Third, what is not reflected nor answered by the Crunchbase analysis is the impending doom brought on by too many players with too many solutions chasing too few customers. For example, look at the cybersecurity market place where I have done a lot of analysis and consultation. First, starting with customers they want fewer not more vendors. Second, customers want more integrated solutions rather than “by the slice” solutions to their problems. Third, they need professional services help to install and manage solutions which is often not available nor capable of providing such indepth help. Looking at the wide range of travel, beauty and shopping consumer then look at tech, fintech, healthtech, insurance tech, etc. from B2C to B2B there is only so much that consumers or businesses can cope with. In either group, there are already too many choices and again like cybersecurity, everyone needs help figuring it all out. This really means in both B2C and B2B considerably longer sales cycles. For consumer buying this means months and for enterprise this means years often many years. In many consultations with startups they really think enterprise customers need their solution immediately. On the other hand enterprises, have their own often really long lists of what they are looking for and then work valiantly to get the budget. Then they try to allocate the “scraps” of funds received for what they asked to and then fund and implement a few items to see if they really work. Startups just don’t realize nor matter how great their “mousetrap” is companies have so many other mousetraps they need to buy.
Bottom-line – I plan to continue to analyze the Crunchbase and other research but also work as hard to get “street view” commentary to balance the results. For example, there is a rule of thumb that says it takes “3 times the money and 3 times the time to market” to have a chance for success at all. After working with startups for decades now I believe this rule of thumb is a good one.
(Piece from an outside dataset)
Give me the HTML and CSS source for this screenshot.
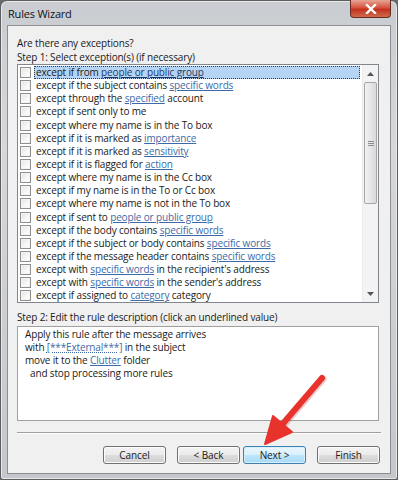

The purpose of this article is to give startups who really need it but ignore any advice thinking they really know it all the most realistic information on which to build and implement a business plan. For investors, this information is developed to help them guide their decision making and improving their results.
Thanks again to Crunchbase, they also provided a simple Glossary:
- Seed/Angel include financings that are classified as a seed or angel, including accelerator funding and equity crowdfunding below $5 million.
- Early stage venture include financings that are classified as a Series A or B, venture rounds without a designated series that are below $15M, and equity crowdfunding above $5 million.
- Late stage venture include financings that are classified as a Series C+ and venture rounds greater than $15M.
- Technology Growth include private equity investments with participation from venture investors.